Uno de los mayores disgustos de su vida fue cuando, con motivo de las obras de construcción de la vía del ferrocarril y la estación, le expropiaron la parte más poética de su célebre jardín. Desde entonces, comenzó a adueñarse de su alma una honda melancolía hasta hacerlo enfermar y morir hacia 1898.
Su tío político, Nicanor Peralta Vázquez, heredó la mayor parte de sus bienes, entre ellos el delicioso jardín. Nicanor fue concejal y acalde de Almería y facilitó que la sociedad La Montaña y la Asociación de la Prensa celebraran allí concursos de mantones de manila, fiestas andaluzas y las verbenas de la feria. Como aquella a la que asistieron los diestros Lagartijo chico, Machaquito y Rodolfo Gaona, que acababan de lidiar en la Avenida de Vilches en agosto de 1911. Se colgaban entonces farolillos venecianos entre el follaje y se bailaba por soleares y peteneras junto a un ambigú donde se bebía sangría y zarzaparrilla bajo olmos y palmeras y entre el aroma balsámico de los eucaliptos.

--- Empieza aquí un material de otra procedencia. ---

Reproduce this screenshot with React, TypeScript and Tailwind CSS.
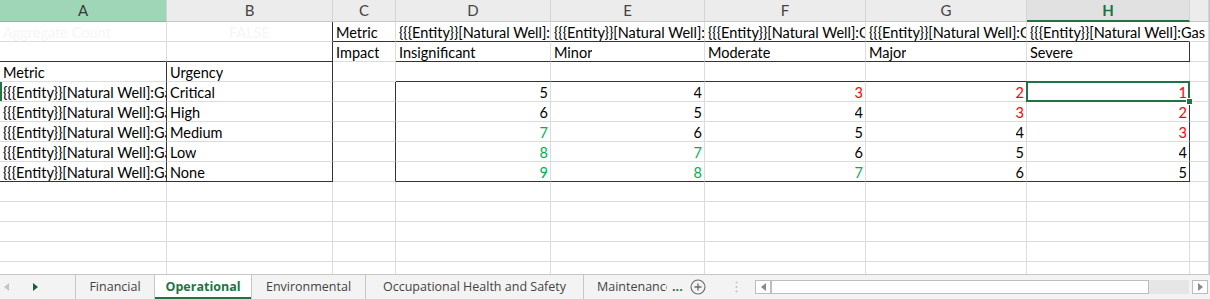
import React from 'react';

type C = {
  t?: string;
  a?: 'l' | 'r' | 'c';
  col?: 'k' | 'r' | 'g' | 'f';
  rd?: boolean;
  bd?: boolean;
  ov?: boolean;
  sel?: boolean;
  mark?: boolean;
};

const ENT = '{{{Entity}}[Natural Well]:Gas Production';
const RED = 'r' as const;
const GRN = 'g' as const;

function buildRows(): C[][] {
  const rows: C[][] = [];
  for (let r = 0; r < 13; r++) {
    const row: C[] = [];
    for (let c = 0; c < 9; c++) row.push({});
    rows.push(row);
  }
  rows[0][0] = { t: 'Aggregate Count', col: 'f' };
  rows[0][1] = { t: 'FALSE', col: 'f', a: 'c', rd: true };
  rows[0][2] = { t: 'Metric', bd: true };
  for (let c = 3; c < 8; c++) rows[0][c] = { t: ENT, bd: true };
  rows[0][7] = { t: '{{{Entity}}[Natural Well]:Gas', bd: true, ov: true };
  rows[1][0] = { bd: true };
  rows[1][1] = { bd: true, rd: true };
  rows[1][2] = { t: 'Impact' };
  const imp = ['Insignificant', 'Minor', 'Moderate', 'Major', 'Severe'];
  imp.forEach((t, i) => (rows[1][3 + i] = { t, bd: true }));
  rows[1][7].rd = true;
  rows[2][0] = { t: 'Metric', rd: true };
  rows[2][1] = { t: 'Urgency', rd: true };
  for (let c = 3; c < 8; c++) rows[2][c] = { bd: true };
  const urg = ['Critical', 'High', 'Medium', 'Low', 'None'];
  const nums: [string, 'k' | 'r' | 'g'][][] = [
    [['5', 'k'], ['4', 'k'], ['3', RED], ['2', RED], ['1', RED]],
    [['6', 'k'], ['5', 'k'], ['4', 'k'], ['3', RED], ['2', RED]],
    [['7', GRN], ['6', 'k'], ['5', 'k'], ['4', 'k'], ['3', RED]],
    [['8', GRN], ['7', GRN], ['6', 'k'], ['5', 'k'], ['4', 'k']],
    [['9', GRN], ['8', GRN], ['7', GRN], ['6', 'k'], ['5', 'k']],
  ];
  for (let i = 0; i < 5; i++) {
    const r = 3 + i;
    const last = i === 4;
    rows[r][0] = { t: ENT, rd: true, bd: last, mark: i === 0 };
    rows[r][1] = { t: urg[i], rd: true, bd: last };
    rows[r][2] = { rd: true };
    for (let j = 0; j < 5; j++) {
      rows[r][3 + j] = {
        t: nums[i][j][0],
        col: nums[i][j][1],
        a: 'r',
        bd: last,
        rd: j === 4,
        sel: i === 0 && j === 4,
      };
    }
  }
  return rows;
}

const rows = buildRows();
const headers = ['A', 'B', 'C', 'D', 'E', 'F', 'G', 'H', ''];

function colorCls(c?: C['col']) {
  if (c === 'r') return 'text-[#ff0000]';
  if (c === 'g') return 'text-[#00b050]';
  if (c === 'f') return 'text-[#f6f6f6]';
  return 'text-black';
}

function alignCls(a?: C['a']) {
  if (a === 'r') return 'justify-end pr-[2px]';
  if (a === 'c') return 'justify-center';
  return 'justify-start pl-[3px]';
}

function Cell({ c }: { c: C }) {
  return (
    <div
      className={[
        'relative flex h-[20px] min-w-0 items-end border-r border-b whitespace-nowrap',
        c.ov ? 'z-10 overflow-visible border-r-transparent' : 'overflow-hidden',
        !c.ov && (c.rd ? 'border-r-[#333333]' : 'border-r-[#dcdcdc]'),
        c.bd ? 'border-b-[#333333]' : 'border-b-[#dcdcdc]',
        alignCls(c.a),
        colorCls(c.col),
        c.mark ? 'shadow-[inset_2px_0_0_#217346]' : '',
      ]
        .filter(Boolean)
        .join(' ')}
    >
      <span className={c.ov ? 'leading-[16px]' : 'block min-w-0 overflow-hidden leading-[16px]'}>{c.t ?? ''}</span>
    </div>
  );
}

function SelCell({ c }: { c: C }) {
  return (
    <div className="relative z-20 flex h-[20px] items-end justify-end border-r border-b border-r-[#333333] border-b-[#dcdcdc] pr-[2px] text-[#ff0000]">
      <span className="leading-[16px]">{c.t}</span>
      <div className="pointer-events-none absolute top-[-1px] left-[-1px] right-[-1px] bottom-[-1px] border-2 border-[#217346]" />
      <div className="absolute right-[-4px] bottom-[-4px] h-[7px] w-[7px] border border-white bg-[#217346]" />
    </div>
  );
}

function HeaderRow() {
  return (
    <>
      {headers.map((h, i) => {
        let cls = 'bg-[#ececec] text-[#444444] border-b-[#c8c8c8]';
        if (i === 0) cls = 'bg-[#a0d6b8] text-[#3a3a3a] border-b-[#83bf9c]';
        if (i === 7) cls = 'bg-[#e1e1e1] text-[#217346] font-bold border-b-[#217346] border-b-2';
        return (
          <div
            key={i}
            className={`flex h-[22px] items-center justify-center border-r border-b border-r-[#d4d4d4] text-[15px] ${cls}`}
          >
            {h}
          </div>
        );
      })}
    </>
  );
}

function TriLeft({ color }: { color: string }) {
  return (
    <svg width="5" height="8" viewBox="0 0 5 8">
      <path d="M5 0 L0 4 L5 8 Z" fill={color} />
    </svg>
  );
}
function TriRight({ color }: { color: string }) {
  return (
    <svg width="5" height="8" viewBox="0 0 5 8">
      <path d="M0 0 L5 4 L0 8 Z" fill={color} />
    </svg>
  );
}

function TabBar() {
  return (
    <div
      className="flex h-[25px] items-stretch border-t border-[#c6c6c6] bg-[#f3f3f3] text-[12.5px] text-[#444444]"
      style={{ fontFamily: '"Open Sans", "Noto Sans", sans-serif' }}
    >
      <div className="flex w-[76px] items-center border-r border-[#c6c6c6]">
        <span className="ml-[4px] flex">
          <TriLeft color="#c4c4c4" />
        </span>
        <span className="ml-[24px] flex">
          <TriRight color="#1d5c3a" />
        </span>
      </div>
      <div className="flex w-[79px] items-center justify-center border-r border-[#c6c6c6]">Financial</div>
      <div className="relative flex w-[97px] items-center justify-center border-r border-[#c6c6c6] bg-white font-bold text-[#217346]">
        Operational
        <div className="absolute right-0 bottom-0 left-0 h-[2px] bg-[#217346]" />
      </div>
      <div className="flex w-[114px] items-center justify-center border-r border-[#c6c6c6]">Environmental</div>
      <div className="flex w-[218px] items-center justify-center border-r border-[#c6c6c6]">
        Occupational Health and Safety
      </div>
      <div className="flex w-[106px] items-center pl-[13px]">
        <span className="w-[70px] overflow-hidden whitespace-nowrap">Maintenance</span>
        <span className="ml-[5px] font-bold text-[#217346]">...</span>
      </div>
      <div className="flex w-[28px] items-center justify-start">
        <svg width="16" height="16" viewBox="0 0 16 16">
          <circle cx="8" cy="8" r="7" fill="none" stroke="#6a6a6a" strokeWidth="1.1" />
          <path d="M8 4.5 V11.5 M4.5 8 H11.5" stroke="#6a6a6a" strokeWidth="1.3" />
        </svg>
      </div>
      <div className="flex w-[37px] items-center justify-center">
        <svg width="3" height="12" viewBox="0 0 3 12">
          <circle cx="1.5" cy="1.5" r="1" fill="#c0c0c0" />
          <circle cx="1.5" cy="6" r="1" fill="#c0c0c0" />
          <circle cx="1.5" cy="10.5" r="1" fill="#c0c0c0" />
        </svg>
      </div>
      <div className="flex flex-1 items-center pr-[2px]">
        <div className="flex h-[14px] w-[16px] items-center justify-center border border-[#bdbdbd] bg-white">
          <TriLeft color="#8a8a8a" />
        </div>
        <div className="h-[14px] w-[378px] border border-[#bdbdbd] bg-white" />
        <div className="h-[14px] flex-1 bg-[#e6e6e6]" />
        <div className="ml-[3px] flex h-[14px] w-[16px] items-center justify-center border border-[#bdbdbd] bg-white">
          <TriRight color="#8a8a8a" />
        </div>
      </div>
    </div>
  );
}

export default function App() {
  return (
    <div className="h-[299px] w-[1210px] overflow-hidden bg-white">
      <div
        className="grid h-[274px] grid-cols-[167px_166px_63px_155px_154px_161px_161px_163px_1fr] overflow-hidden border-r border-[#c6c6c6] text-[14.5px]"
        style={{ fontFamily: 'Lato, "Open Sans", sans-serif' }}
      >
        <HeaderRow />
        {rows.map((row, ri) =>
          row.map((c, ci) => (c.sel ? <SelCell key={`${ri}-${ci}`} c={c} /> : <Cell key={`${ri}-${ci}`} c={c} />))
        )}
      </div>
      <TabBar />
    </div>
  );
}
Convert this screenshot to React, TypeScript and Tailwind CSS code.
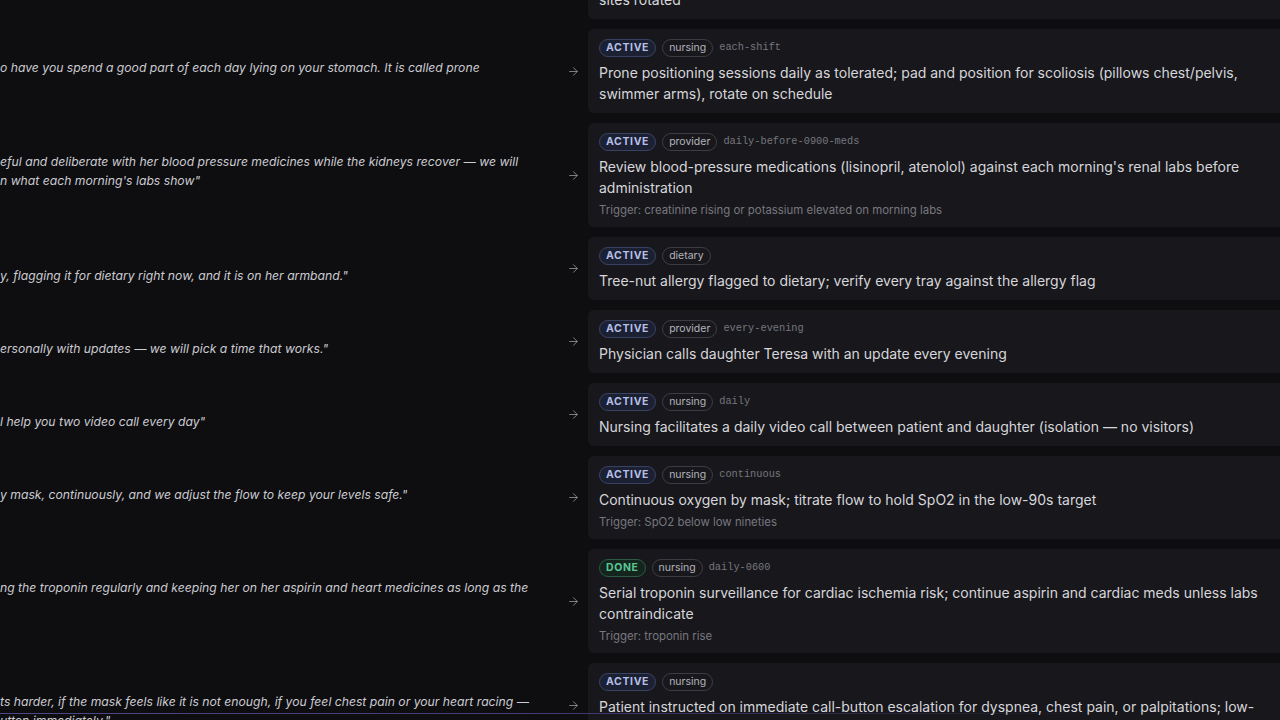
import React from "react";

type Row = {
  status: "ACTIVE" | "DONE";
  team: string;
  cadence?: string;
  lines: string[];
  trigger?: string;
  quote: string[];
};

const rows: Row[] = [
  {
    status: "ACTIVE",
    team: "nursing",
    cadence: "every-2h",
    lines: [
      "Reposition every two hours; inspect skin over pressure points, keep IV and line",
      "sites rotated",
    ],
    quote: [],
  },
  {
    status: "ACTIVE",
    team: "nursing",
    cadence: "each-shift",
    lines: [
      "Prone positioning sessions daily as tolerated; pad and position for scoliosis (pillows chest/pelvis,",
      "swimmer arms), rotate on schedule",
    ],
    quote: [
      "o have you spend a good part of each day lying on your stomach. It is called prone",
    ],
  },
  {
    status: "ACTIVE",
    team: "provider",
    cadence: "daily-before-0900-meds",
    lines: [
      "Review blood-pressure medications (lisinopril, atenolol) against each morning's renal labs before",
      "administration",
    ],
    trigger: "Trigger: creatinine rising or potassium elevated on morning labs",
    quote: [
      "eful and deliberate with her blood pressure medicines while the kidneys recover \u2014 we will",
      "n what each morning's labs show\"",
    ],
  },
  {
    status: "ACTIVE",
    team: "dietary",
    lines: ["Tree-nut allergy flagged to dietary; verify every tray against the allergy flag"],
    quote: ["y, flagging it for dietary right now, and it is on her armband.\""],
  },
  {
    status: "ACTIVE",
    team: "provider",
    cadence: "every-evening",
    lines: ["Physician calls daughter Teresa with an update every evening"],
    quote: ["ersonally with updates \u2014 we will pick a time that works.\""],
  },
  {
    status: "ACTIVE",
    team: "nursing",
    cadence: "daily",
    lines: [
      "Nursing facilitates a daily video call between patient and daughter (isolation \u2014 no visitors)",
    ],
    quote: ["l help you two video call every day\""],
  },
  {
    status: "ACTIVE",
    team: "nursing",
    cadence: "continuous",
    lines: ["Continuous oxygen by mask; titrate flow to hold SpO2 in the low-90s target"],
    trigger: "Trigger: SpO2 below low nineties",
    quote: ["y mask, continuously, and we adjust the flow to keep your levels safe.\""],
  },
  {
    status: "DONE",
    team: "nursing",
    cadence: "daily-0600",
    lines: [
      "Serial troponin surveillance for cardiac ischemia risk; continue aspirin and cardiac meds unless labs",
      "contraindicate",
    ],
    trigger: "Trigger: troponin rise",
    quote: [
      "ng the troponin regularly and keeping her on her aspirin and heart medicines as long as the",
    ],
  },
  {
    status: "ACTIVE",
    team: "nursing",
    lines: [
      "Patient instructed on immediate call-button escalation for dyspnea, chest pain, or palpitations; low-",
      "threshold to escalate oxygen support",
    ],
    quote: [
      "ts harder, if the mask feels like it is not enough, if you feel chest pain or your heart racing \u2014",
      "utton immediately.\"",
    ],
  },
];

function StatusBadge({ status }: { status: Row["status"] }) {
  if (status === "DONE") {
    return (
      <span className="inline-flex h-[18px] items-center rounded-full border border-[#2c5a44] bg-[#13251c] px-[6px] text-[10.5px] font-bold tracking-[0.06em] text-[#5cc597]">
        DONE
      </span>
    );
  }
  return (
    <span className="inline-flex h-[18px] items-center rounded-full border border-[#3a4263] bg-[#1c2033] px-[6px] text-[10.5px] font-bold tracking-[0.06em] text-[#b4bfe6]">
      ACTIVE
    </span>
  );
}

function Arrow() {
  return (
    <svg width="13" height="13" viewBox="0 0 24 24" fill="none" stroke="#8e8e96" strokeWidth="1.6" strokeLinecap="round" strokeLinejoin="round">
      <path d="M5 12h14" />
      <path d="m12 5 7 7-7 7" />
    </svg>
  );
}

export default function App() {
  return (
    <div
      className="relative h-[720px] w-[1280px] overflow-hidden bg-[#0e0e11]"
      style={{ fontFamily: "Inter, 'Noto Sans', sans-serif" }}
    >
      <div className="mt-[-65px] flex flex-col gap-[10px]">
        {rows.map((r, i) => (
          <div key={i} className="flex items-stretch">
            <div className="w-[548px] shrink-0 pt-[29px] text-[12.2px] italic leading-[19px] text-[#cbcbd0]">
              {r.quote.map((q, j) => (
                <div key={j} className="whitespace-nowrap">
                  {q}
                </div>
              ))}
            </div>
            <div className="flex w-[40px] shrink-0 items-center justify-end pr-[8px]">
              <Arrow />
            </div>
            <div className="w-[720px] shrink-0 rounded-[6px] bg-[#18181c] pb-[9px] pl-[11px] pr-[11px] pt-[10px]">
              <div className="mb-[5px] flex h-[18px] items-center gap-[6px]">
                <StatusBadge status={r.status} />
                <span className="inline-flex h-[18px] items-center rounded-full border border-[#3c3c44] px-[6px] text-[10.5px] text-[#b3b3bb]">
                  {r.team}
                </span>
                {r.cadence && (
                  <span
                    className="text-[10.3px] text-[#76767e]"
                    style={{ fontFamily: "'Liberation Mono', 'DejaVu Sans Mono', monospace" }}
                  >
                    {r.cadence}
                  </span>
                )}
              </div>
              <div className="text-[14px] leading-[21px] text-[#d6d6db]">
                {r.lines.map((l, j) => (
                  <div key={j} className="whitespace-nowrap">
                    {l}
                  </div>
                ))}
              </div>
              {r.trigger && (
                <div className="mt-[4px] text-[11.4px] leading-[16px] text-[#77777f]">{r.trigger}</div>
              )}
            </div>
          </div>
        ))}
      </div>
      <div className="absolute left-0 top-[713px] h-px w-[1100px] bg-gradient-to-r from-[#4a4784] via-[#3f3c78] to-transparent" />
    </div>
  );
}
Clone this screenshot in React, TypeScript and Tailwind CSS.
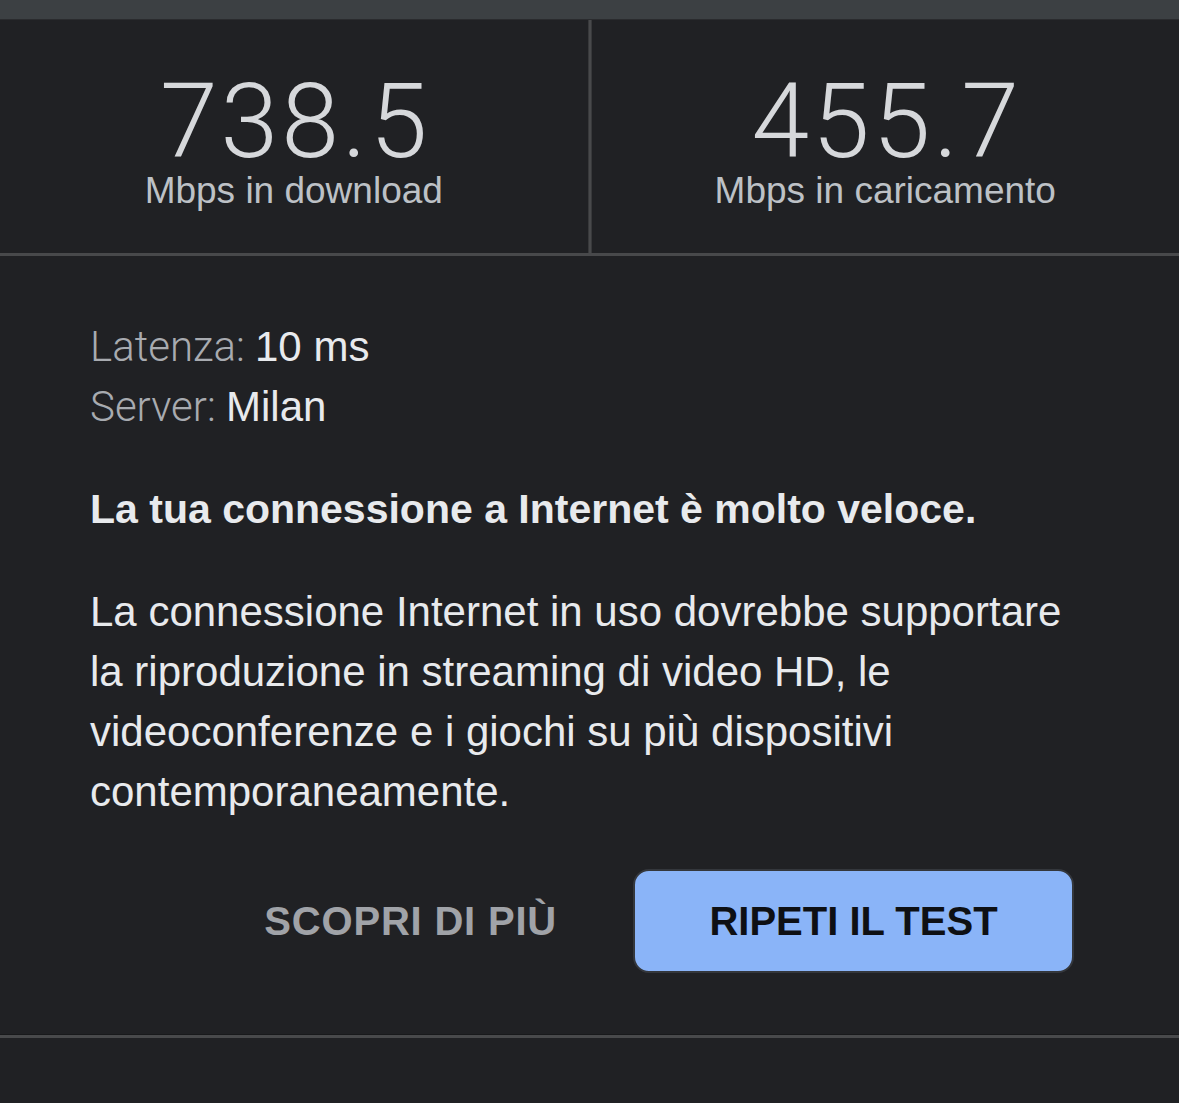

El jardín pasó de ser el santuario de don José, ese personaje misterioso, sabio y célibe, a lugar de encuentro durante el estío de nuestros bisabuelos. Por allí paseaban, entre jazmineros y cipreses, las modistillas que buscaban novio, las recién paridas con sus amas de cría y los soldados de permiso del Regimiento de la Corona. Allí le pegó un tiro José Rodríguez Jurado a una hermana viuda quien cayó desangrada en un caso conocido como el crimen de las magnolias.
Pero el polvo del mineral de hierro se fue convirtiendo en la mortaja del jardín junto al desafecto de sus herederos. Hasta que pasó a manos de Trinidad Alonso Martínez y al constructor José Alemán en los años 30 y empezaron a ubicarse pequeñas fábricas y talleres. Hasta 1988, cuando Antonio Hernández promovió el residencial que hoy existe sobre la memoria de pétalos de rosa de don José Medina.